Saint Valentine's Day

This elegant, beautifully crafted and memorable praise of love is often read at weddings to emphasize to the bride and groom, as well as to the congregation, the importance of unselfish love. The thirteenth chapter of First Corinthians may be the most familiar praise of love ever written, but we miss a great deal of its impact if we confine it to romance, or even family love.

Paul wasn’t writing about romantic love at all. This letter was to a congregation embroiled in a serious conflict over whose spiritual gifts were most important. What he wrote was not exactly a Valentine! 

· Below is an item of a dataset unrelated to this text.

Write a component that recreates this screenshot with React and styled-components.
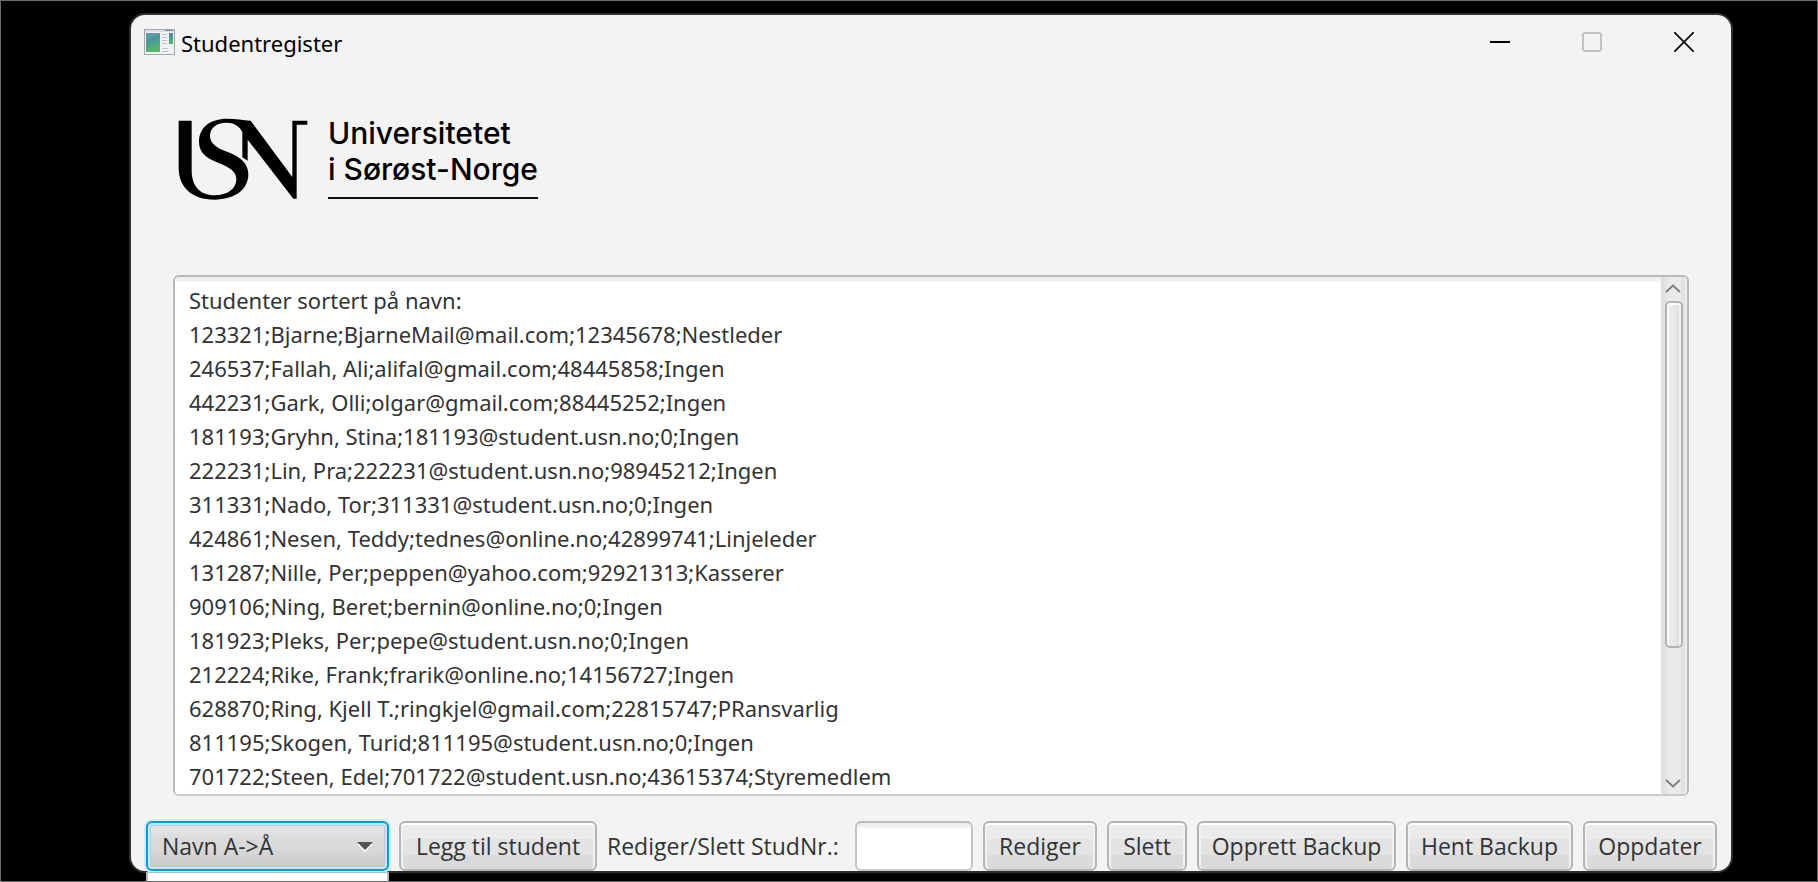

"You may have all sorts of gifts and talents and skills," he says, "but get over yourselves! No matter how talented you are, no matter how holy you seem to be, no matter how virtuously you behave, without love, you have nothing and are nothing."

If that sounds harsh, notice that Paul writes in the first person: "If I speak like an angel.... If I have prophetic powers, all knowledge, faith so as to move mountains.... If I give away all my possessions but do not have love, I am nothing." He knows this truth from personal experience: no matter how much we achieve or accumulate or even give away, if we don’t have love, we don’t have anything.

A wise commentator writes: "The love celebrated here is not one that originates in one individual and reaches out to another. It comes from God, claims us and through us reaches out to others." In other words, we are not the source of love; God is. And that makes all things possible!

Give us courage, gracious God, to accept your blessings—in whatever form they appear. Amen.